If we aren’t lamenting it means that we are avoiding this reality. In a way parodied by the Monty Python team many years ago, the non-lamenting person is like the Black Knight who fights King Arthur. The Knight begins to lose, and when a limb is cut off he replies: ‘Tis but a scratch’ and carries on. Eventually all his limbs are lost. To any viewer, what we see is the Black Knights constant denial of reality.

We could ask, in our second reading, why on earth Jesus is weeping. Surely he knows what he’s going to do – and that Lazarus will be alive again with his sisters? Why is there any need for this demonstration of feeling?

It seems to me that the response of Jesus is very much about the moment. He sees in his encounter with Mary, and with all those who are grieving the loss of Lazarus, the acute pain of human parting. Emotionally Jesus is ‘with the people’. He inhabits their feeling and knows, whatever may happen to Lazarus, that bereavement is part of the cost of what it means to be human.

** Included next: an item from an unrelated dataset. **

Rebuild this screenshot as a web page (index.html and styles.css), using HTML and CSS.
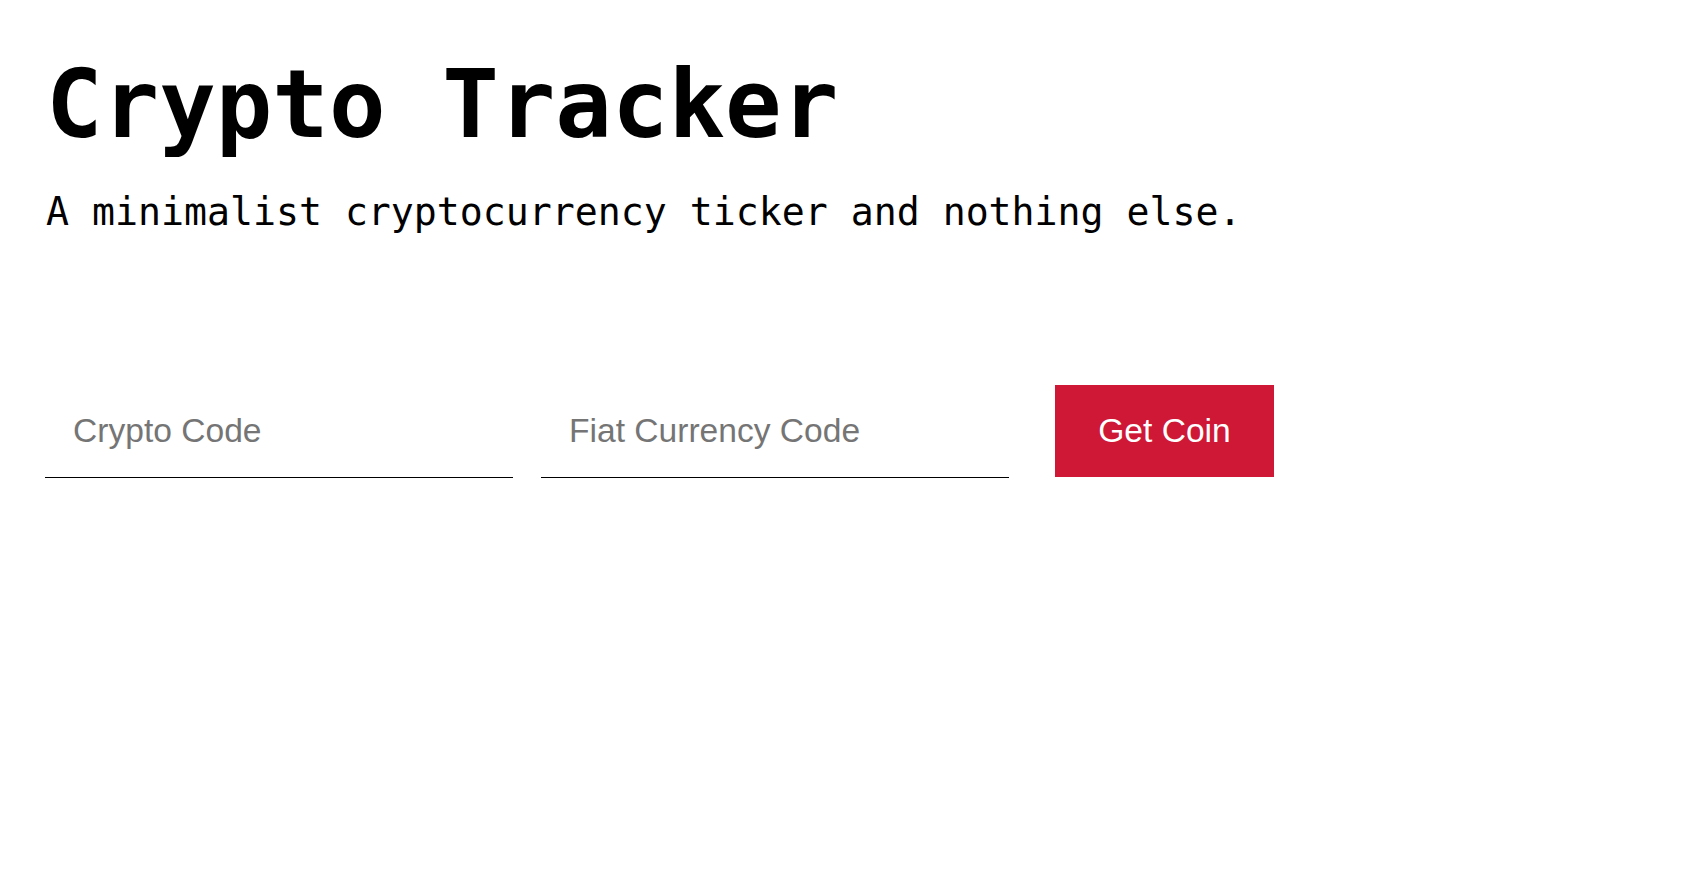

As the Gospel tells us, Jesus was ‘disturbed in spirit and deeply moved’. He isn’t only lamenting to death of his friend but the sorrow which this has brought to so many people.

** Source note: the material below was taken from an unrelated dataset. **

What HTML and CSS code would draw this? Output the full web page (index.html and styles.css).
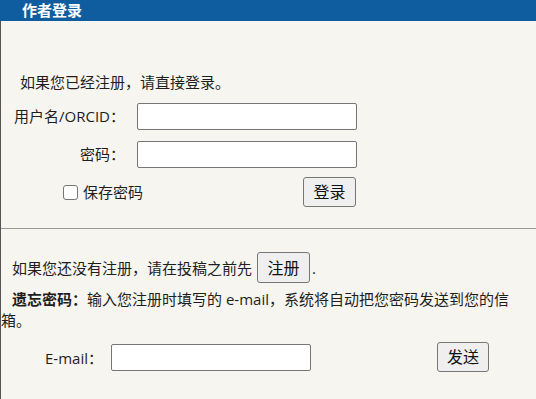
FILE: index.html
```html
<!DOCTYPE html>
<html lang="zh-CN">
<head>
<meta charset="utf-8">
<title>作者登录</title>
<link rel="stylesheet" href="styles.css">
</head>
<body>
<div class="header">作者登录</div>
<div class="panel">
  <p class="intro">如果您已经注册，请直接登录。</p>
  <div class="login-grid">
    <label class="lbl">用户名/ORCID：</label>
    <input class="field" type="text">
    <label class="lbl">密码：</label>
    <input class="field" type="password">
    <div class="row3">
      <label class="remember"><span class="box"></span>保存密码</label>
      <button class="btn btn-login">登录</button>
    </div>
  </div>
  <hr class="sep">
  <div class="reg-line">如果您还没有注册，请在投稿之前先<button class="btn btn-reg">注册</button>.</div>
  <p class="forgot"><b>遗忘密码：</b>输入您注册时填写的 e-mail，系统将自动把您密码发送到您的信箱。</p>
  <div class="mail-row">
    <label class="mail-lbl">E-mail：</label>
    <input class="mail-field" type="text">
    <button class="btn btn-send">发送</button>
  </div>
</div>
</body>
</html>
```
FILE: styles.css
```css
html, body {
  margin: 0;
  padding: 0;
  background: #f6f5ef;
  font-family: "Open Sans", "Noto Sans CJK SC", sans-serif;
  font-size: 15px;
  color: #1e1e1e;
  height: 100%;
}
.header {
  height: 21px;
  line-height: 20px;
  background: #0f5c9e;
  color: #fff;
  font-weight: bold;
  font-size: 15px;
  padding-left: 22px;
}
.panel {
  border-left: 1px solid #555;
  min-height: 378px;
  box-sizing: border-box;
}
.intro {
  margin: 0;
  padding: 51px 0 0 19px;
  line-height: 20px;
}
.login-grid {
  display: grid;
  grid-template-columns: 124px 220px;
  column-gap: 12px;
  row-gap: 11px;
  width: 356px;
  margin-top: 11px;
}
.lbl {
  text-align: right;
  line-height: 27px;
  height: 27px;
  white-space: nowrap;
}
.field, .mail-field {
  height: 27px;
  box-sizing: border-box;
  border: 1px solid #767676;
  border-radius: 2px;
  background: #fff;
  margin: 0;
  padding: 0 4px;
  font: inherit;
}
.row3 {
  grid-column: 1 / -1;
  display: flex;
  justify-content: space-between;
  align-items: center;
  margin-top: -2px;
}
.remember {
  display: flex;
  align-items: center;
  padding-left: 62px;
  line-height: 20px;
}
.box {
  width: 15px;
  height: 15px;
  box-sizing: border-box;
  border: 1px solid #767676;
  border-radius: 3px;
  background: #fff;
  margin-right: 5px;
}
.btn {
  font-family: inherit;
  font-size: 16px;
  background: #efefef;
  border: 1px solid #767676;
  border-radius: 3px;
  color: #111;
  padding: 0;
  margin: 0;
  line-height: 20px;
}
.btn-login {
  width: 53px;
  height: 30px;
  margin-right: 1px;
}
.sep {
  border: 0;
  border-top: 1px solid #9a9a9a;
  margin: 21px 0 0 0;
  height: 0;
}
.reg-line {
  display: flex;
  align-items: center;
  padding-left: 11px;
  margin-top: 23px;
  line-height: 20px;
}
.btn-reg {
  width: 53px;
  height: 31px;
  margin: 0 2px 0 5px;
}
.forgot {
  margin: 6px 0 0 0;
  line-height: 21px;
  text-indent: 11px;
  width: 522px;
}
.mail-row {
  display: flex;
  align-items: center;
  margin-top: 11px;
}
.mail-lbl {
  padding-left: 44px;
  width: 66px;
  white-space: nowrap;
}
.mail-field {
  width: 200px;
}
.btn-send {
  width: 52px;
  height: 30px;
  margin-left: 126px;
}
```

Recognising the pain of the world isn’t a luxury or indulgence. Unless we see, name and experience what is happening, we risk becoming the Black Knight – always in denial and, because of that, neither learning nor changing.

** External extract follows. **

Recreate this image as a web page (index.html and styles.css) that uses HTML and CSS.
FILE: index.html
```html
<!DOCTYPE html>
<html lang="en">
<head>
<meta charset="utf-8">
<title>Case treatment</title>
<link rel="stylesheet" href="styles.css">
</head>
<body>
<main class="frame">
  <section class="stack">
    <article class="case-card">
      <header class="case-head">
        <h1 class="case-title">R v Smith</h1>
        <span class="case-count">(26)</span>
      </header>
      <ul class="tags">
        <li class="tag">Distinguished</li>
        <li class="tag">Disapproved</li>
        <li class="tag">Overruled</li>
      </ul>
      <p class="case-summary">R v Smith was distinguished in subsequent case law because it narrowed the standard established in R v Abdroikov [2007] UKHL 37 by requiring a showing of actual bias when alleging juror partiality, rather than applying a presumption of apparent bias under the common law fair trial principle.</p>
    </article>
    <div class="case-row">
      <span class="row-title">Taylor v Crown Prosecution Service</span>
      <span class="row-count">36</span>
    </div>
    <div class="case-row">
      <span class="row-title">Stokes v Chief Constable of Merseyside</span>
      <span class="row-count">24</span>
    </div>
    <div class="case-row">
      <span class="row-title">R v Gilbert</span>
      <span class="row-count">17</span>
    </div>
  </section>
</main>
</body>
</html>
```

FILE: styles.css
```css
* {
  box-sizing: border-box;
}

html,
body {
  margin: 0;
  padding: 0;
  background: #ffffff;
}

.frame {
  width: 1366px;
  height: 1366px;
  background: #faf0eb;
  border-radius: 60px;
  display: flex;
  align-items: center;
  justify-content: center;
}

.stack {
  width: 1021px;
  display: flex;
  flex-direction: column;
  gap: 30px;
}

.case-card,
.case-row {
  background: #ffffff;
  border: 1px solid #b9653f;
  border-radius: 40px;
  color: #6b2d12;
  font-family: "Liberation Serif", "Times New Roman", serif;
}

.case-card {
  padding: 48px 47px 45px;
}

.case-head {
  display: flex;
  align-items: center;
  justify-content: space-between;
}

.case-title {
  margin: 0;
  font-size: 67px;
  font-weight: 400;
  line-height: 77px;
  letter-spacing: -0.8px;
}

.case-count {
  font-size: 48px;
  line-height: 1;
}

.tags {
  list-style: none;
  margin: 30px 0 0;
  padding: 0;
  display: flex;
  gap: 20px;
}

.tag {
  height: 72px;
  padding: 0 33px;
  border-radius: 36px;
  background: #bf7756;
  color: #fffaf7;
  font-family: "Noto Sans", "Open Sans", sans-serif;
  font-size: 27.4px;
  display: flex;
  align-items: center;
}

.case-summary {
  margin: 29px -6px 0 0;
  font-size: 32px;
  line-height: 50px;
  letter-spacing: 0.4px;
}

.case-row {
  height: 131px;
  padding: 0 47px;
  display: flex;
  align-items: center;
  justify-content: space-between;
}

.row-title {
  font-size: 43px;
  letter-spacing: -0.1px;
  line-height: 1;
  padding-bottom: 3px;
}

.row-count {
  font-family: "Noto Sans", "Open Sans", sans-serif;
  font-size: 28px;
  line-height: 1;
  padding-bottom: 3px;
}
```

But in order to understand what we must lament, we need to know what’s happening in God’s world – the world entrusted to our care. That’s partly why I think it’s so important that Anglican churches around the world are linked and connected. When it comes to anything, whether the climate or the economy, we are all in it together. Actions in one place have consequences in another. Perhaps the starkest evidence of that, and one of the most disturbing, is the recent discovery of micro-plastics in breast milk. How we live never was, and certainly isn’t now, a matter for us alone.

We are accountable to one another; we are called to lament together, to pray together, to act together and, hopefully, to rejoice together.